アウディ eトロン|小さくなった2代目EVスポーツ
AUDI e-Tron|アウディ eトロン
小さくなった2代目EVスポーツ
アウディはデトロイトモーターショーにおいて、EVコンセプトスポーツカー「eトロン」の進化型を初披露した。
文=ジラフ
TTより若干小さいボディ
昨年9月のフランクフルトモーターショーで発表されたeトロンは、「R8」をベースに開発されたEVスポーツカーだったが、今回の進化型は前回よりも、コンパクトなサイズとなって登場した。
気になるそのサイズは、全長3930×全幅1780×全高1220mm、ホイールベース2430mmというもの。
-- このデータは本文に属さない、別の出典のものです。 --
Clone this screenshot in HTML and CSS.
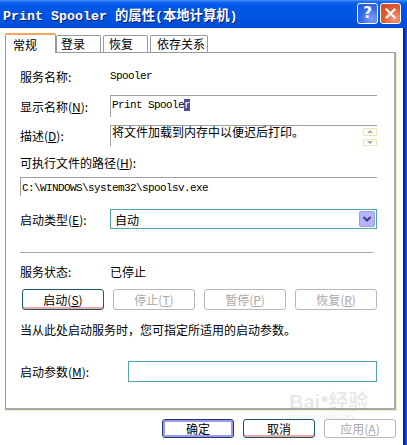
FILE: index.html
```html
<!DOCTYPE html>
<html lang="zh-CN">
<head>
<meta charset="utf-8">
<title>Print Spooler 的属性(本地计算机)</title>
<link rel="stylesheet" href="styles.css">
</head>
<body>
<div class="window">
  <div class="titlebar">
    <span class="title">Print Spooler 的属性(本地计算机)</span>
    <div class="caption-btns">
      <button class="cap help">?</button>
      <button class="cap close" aria-label="关闭">
        <svg width="11" height="11" viewBox="0 0 11 11"><path d="M1.5 1.5 L9.5 9.5 M9.5 1.5 L1.5 9.5" stroke="#fff" stroke-width="2.2" stroke-linecap="square"/></svg>
      </button>
    </div>
  </div>
  <div class="frame-row">
    <div class="client">
      <div class="tabs">
        <div class="tab sel">常规</div>
        <div class="tab t2">登录</div>
        <div class="tab t3">恢复</div>
        <div class="tab t4">依存关系</div>
      </div>
      <div class="panel">
        <div class="row r-name">
          <span class="lbl">服务名称:</span>
          <span class="m">Spooler</span>
        </div>
        <div class="row r-disp">
          <span class="lbl">显示名称(<u>N</u>):</span>
          <div class="field disp"><span class="m">Print Spoole<span class="hl">r</span></span></div>
        </div>
        <div class="row r-desc">
          <span class="lbl">描述(<u>D</u>):</span>
          <div class="field desc">
            <span class="desc-text">将文件加载到内存中以便迟后打印。</span>
            <div class="spin">
              <span class="spin-btn"><i class="tri up"></i></span>
              <span class="spin-btn"><i class="tri down"></i></span>
            </div>
          </div>
        </div>
        <div class="row r-plabel">可执行文件的路径(<u>H</u>):</div>
        <div class="row r-path">
          <div class="field path"><span class="m">C:\WINDOWS\system32\spoolsv.exe</span></div>
        </div>
        <div class="row r-type">
          <span class="lbl">启动类型(<u>E</u>):</span>
          <div class="combo">
            <span class="combo-text">自动</span>
            <span class="drop">
              <svg width="10" height="8" viewBox="0 0 10 8"><path d="M1.5 2 L5 5.5 L8.5 2" fill="none" stroke="#3a3a96" stroke-width="2"/></svg>
            </span>
          </div>
        </div>
        <div class="sep"></div>
        <div class="row r-status">
          <span class="lbl">服务状态:</span>
          <span>已停止</span>
        </div>
        <div class="svc-btns">
          <button class="btn on">启动(<u>S</u>)</button>
          <button class="btn off">停止(<u>T</u>)</button>
          <button class="btn off">暂停(<u>P</u>)</button>
          <button class="btn off">恢复(<u>R</u>)</button>
        </div>
        <div class="row r-note">当从此处启动服务时，您可指定所适用的启动参数。</div>
        <div class="row r-param">
          <span class="lbl wide">启动参数(<u>M</u>):</span>
          <div class="param-input"></div>
        </div>
      </div>
      <div class="dlg-btns">
        <button class="btn dlg default">确定</button>
        <button class="btn dlg on">取消</button>
        <button class="btn dlg off">应用(<u>A</u>)</button>
      </div>
      <div class="watermark">
        <span class="wm-logo">Bai<span class="paw">●</span>经验</span>
        <span class="wm-url">jingyan.baidu.com</span>
      </div>
    </div>
    <div class="frame-right"></div>
  </div>
</div>
</body>
</html>
```
FILE: styles.css
```css
html, body {
  margin: 0;
  padding: 0;
}
body {
  width: 407px;
  height: 445px;
  overflow: hidden;
  background: #fff;
  font-family: "Noto Sans CJK SC", "Liberation Sans", sans-serif;
  font-size: 12px;
  color: #000;
}
u { text-decoration: underline; }

.window {
  width: 407px;
  height: 445px;
  display: flex;
  flex-direction: column;
}

/* title bar */
.titlebar {
  height: 28px;
  flex: none;
  box-sizing: border-box;
  display: flex;
  align-items: center;
  justify-content: space-between;
  padding: 0 6px 0 3px;
  background: linear-gradient(#4a92f8 0, #1568f0 2px, #0058e6 5px, #0054e3 65%, #004cd6 100%);
}
.title {
  color: #fff;
  font-family: "Liberation Mono", "Noto Sans CJK SC", monospace;
  font-weight: bold;
  font-size: 13.33px;
  text-shadow: 1px 1px 0 #0a1c6e;
  white-space: nowrap;
}
.caption-btns {
  display: flex;
  gap: 2px;
  margin-top: -1px;
}
.cap {
  width: 21px;
  height: 21px;
  box-sizing: border-box;
  border: 1px solid #fff;
  border-radius: 3px;
  padding: 0;
  display: flex;
  align-items: center;
  justify-content: center;
}
.help {
  background: radial-gradient(circle at 72% 78%, #7aa0f8, #3468ec 55%, #1f52dc);
  color: #fff;
  font-family: "DejaVu Sans", sans-serif;
  font-weight: bold;
  font-size: 15px;
  line-height: 19px;
}
.close {
  background: radial-gradient(circle at 72% 78%, #f39a78, #e35a30 55%, #cf4421);
}

/* frame */
.frame-row {
  flex: 1;
  display: flex;
  min-height: 0;
}
.client {
  flex: 1;
  position: relative;
  background: #fff;
}
.frame-right {
  width: 4px;
  flex: none;
  background: linear-gradient(to right, #0020b0 0, #0020b0 2px, #0b48d8 2px);
}

/* tabs */
.tabs {
  display: flex;
  align-items: flex-end;
  height: 20px;
  margin: 5px 0 -1px 5px;
  position: relative;
  z-index: 1;
}
.tab {
  box-sizing: border-box;
  height: 17px;
  margin-bottom: 1px;
  border: 1px solid #9a9a9a;
  border-bottom: none;
  border-radius: 2px 2px 0 0;
  background: #fff;
  padding-left: 4px;
  line-height: 16px;
  white-space: nowrap;
}
.tab.sel {
  width: 51px;
  height: 20px;
  margin-bottom: 0;
  border-top: 2px solid #f5a65b;
  padding-left: 7px;
  line-height: 19px;
}
.tab.t2 { width: 45px; }
.tab.t3 { width: 45px; margin-left: 2px; padding-left: 5px; }
.tab.t4 { width: 58px; margin-left: 2px; padding-left: 6px; }

/* panel */
.panel {
  box-sizing: border-box;
  margin-left: 5px;
  width: 391px;
  height: 358px;
  border-left: 1px solid #9a9a9a;
  border-top: 1px solid #9a9a9a;
  border-right: 2px solid #a8a8a8;
  border-bottom: 2px solid #a8a8a8;
  box-shadow: 1px 1px 0 #f4f0c4;
  padding: 13px 17px 0 14px;
}
.row {
  display: flex;
  align-items: center;
  white-space: nowrap;
}
.lbl {
  width: 90px;
  flex: none;
}
.lbl.wide { width: 108px; }
.m {
  font-family: "Liberation Mono", monospace;
  font-size: 11px;
  letter-spacing: -0.6px;
}
.hl {
  background: #4c4ca8;
  color: #fff;
}

.r-name { height: 20px; }
.r-disp { height: 22px; margin-top: 9px; }
.r-desc { height: 21px; margin-top: 8px; }
.r-plabel { height: 16px; margin-top: 8px; }
.r-path { height: 19px; margin-top: 7px; }
.r-type { height: 20px; margin-top: 13px; }
.r-status { height: 16px; margin-top: 10px; }
.r-note { height: 16px; margin-top: 11px; }
.r-param { height: 21px; margin-top: 24px; }

.field {
  box-sizing: border-box;
  border-top: 1px solid #a0a0a0;
  border-left: 1px solid #a0a0a0;
  align-self: stretch;
}
.disp {
  flex: 1;
  padding: 1px 0 0 1px;
  line-height: 12px;
}
.desc {
  flex: 1;
  display: flex;
  justify-content: space-between;
  padding-left: 1px;
}
.desc-text {
  line-height: 14px;
  margin-top: -1px;
}
.spin {
  display: flex;
  flex-direction: column;
  gap: 3px;
  padding-top: 2px;
}
.spin-btn {
  box-sizing: border-box;
  width: 14px;
  height: 8px;
  border: 1px solid #ece6b0;
  border-radius: 1px;
  display: flex;
  align-items: center;
  justify-content: center;
}
.tri {
  width: 0;
  height: 0;
  border-left: 3px solid transparent;
  border-right: 3px solid transparent;
}
.tri.up { border-bottom: 3px solid #a8a8a8; }
.tri.down { border-top: 3px solid #a8a8a8; }

.path {
  flex: 1;
  padding-left: 1px;
  line-height: 16px;
}

.combo {
  flex: 1;
  align-self: stretch;
  box-sizing: border-box;
  border: 1px solid #52a6a6;
  display: flex;
  align-items: center;
  justify-content: space-between;
  padding: 1px;
}
.combo-text { padding-left: 3px; }
.drop {
  box-sizing: border-box;
  width: 16px;
  height: 16px;
  background: #b4b4f6;
  border: 1px solid #9c9cea;
  border-radius: 2px;
  display: flex;
  align-items: center;
  justify-content: center;
}

.sep {
  width: 353px;
  height: 1px;
  background: #a8a8a8;
  margin-top: 23px;
}

/* buttons */
.btn {
  box-sizing: border-box;
  margin: 0;
  padding: 0;
  background: #fff;
  border: 1px solid #1d5866;
  border-radius: 3px;
  font-family: "Noto Sans CJK SC", sans-serif;
  font-size: 12px;
  color: #000;
  text-align: center;
  white-space: nowrap;
}
.btn.on { box-shadow: inset 0 -2px 0 #f2a6a6; }
.btn.off {
  border-color: #b8b8b8;
  color: #a8a8a8;
}
.svc-btns {
  display: grid;
  grid-template-columns: repeat(4, 82px);
  gap: 9px;
  height: 21px;
  margin: 10px 0 0 2px;
}
.svc-btns .btn { height: 21px; line-height: 19px; }

.param-input {
  flex: 1;
  align-self: stretch;
  border: 1px solid #52a6a6;
}

.dlg-btns {
  display: flex;
  justify-content: flex-end;
  gap: 9px;
  margin-top: 9px;
  padding-right: 7px;
}
.btn.dlg {
  width: 72px;
  height: 19px;
  line-height: 17px;
}
.btn.default {
  border-color: #22385e;
  box-shadow: inset 0 0 0 2px #9a9af4;
}

/* watermark */
.watermark {
  position: absolute;
  left: 289px;
  top: 360px;
  display: flex;
  flex-direction: column;
  pointer-events: none;
  color: rgba(150, 150, 150, 0.22);
  font-family: "Liberation Sans", "Noto Sans CJK SC", sans-serif;
  z-index: 2;
}
.wm-logo {
  font-size: 20px;
  font-weight: bold;
  line-height: 20px;
}
.paw {
  font-size: 14px;
  vertical-align: 6px;
}
.wm-url {
  font-size: 8px;
  line-height: 9px;
}
```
ホイルベースは「R8」よりも220mm短く、全体的に「TT」より若干小さいサイズであることがわかる。
また「R8」をベースとしていた前回は、前後アクスルに2個ずつ、合計4個のモーターを搭載し、最高出力313ps、最大トルク459kgmというスペックを有し、0‐100km/h加速4.8秒、最高速は200km/h(リミッター作動)という数値を記録していたが、今回の進化型はスペックも控え目。
2012年までに市販化する計画
詳しく見ると、モーター数はリアアクスルに2個と半減し、最大出力204ps、最大トルク270kgmと抑えたほかに、駆動方式をフルタイム4WDの「クワトロ」から、リアドライブへと変更(新たに後輪の左右でトルク配分ができる「トルクベクタリング」を採用)している。
しかしそれに伴い、車重が前回よりも250kg軽い1350kgに抑えられたことから、0‐100km/h加速は5.9秒、最高速でも200km/h(リミッター作動)を記録するという。
EVで気になる最大航続距離は、2次電池に蓄電容量45kWhのリチウムイオンバッテリーを採用したことで、前回と同様の250kmを記録。ちなみ充電は、家庭用の16A、230Vコンセントで約11時間、急速充電器を使用すれば、約2時間で完了する。
アウディは、オリジナルのボディを手に入れたEVスポーツカーを、2012年末までに市販する計画予定だ。
BRAND HISTORY
Audi(アウディ)のエンブレムは“フォーリングス”。その輪ひとつひとつが自動車メーカーのアウディ、DKW(デーカーヴェー)、ホルヒ、ヴァンダラーを表しているのはご存じだろう。いずれもザクセン州に本拠を置き、20世紀のはじめ、ドイツの自動車産業を牽引したブランドである。しかし、第一次世界大戦後に起きた世界恐慌の煽りをくらった4社は、生き残りをかけて、1932年にアウトウニオンを結成。DKWがモーターサイクルと小型車、ヴァンダラーが中型車、アウディが高級中型車、そして、ホルヒがラグジュアリーカーに特化する戦略をとることになった。
しかし、第二次世界大戦の敗戦により旧東ドイツのザクセンはロシアの占領下となり、アウトウニオンは消滅。これを見越して、旧西ドイツのバイエルン州インゴルシュタットに新生アウトウニオンが設立される。BMWやメルセデス・ベンツとちがい、工場のない状況からの苦しいスタートをしいられたアウトウニオンであったが、DKWデリバリーバンなどの生産により徐々に体力をつけていった。
1964年末にフォルクスワーゲン傘下に収まったアウトウニオンは、ほどなくしてアウディの名を冠した新型車を世に送り出す。そして1969年には、ネッカースウルムに本拠を置くNSU(“ヴァンケルエンジン”の開発で知られる)を合併し、アウディNSUアウトウニオンとなり、1985年からはアウディとして現在にいたる。クワトロをはじめとするテクノロジーと、モータースポーツ活動に裏付けられたダイナミック性能、エレガントなデザイン、そして、質感の高い仕上がりが、アウディの人気を牽引している。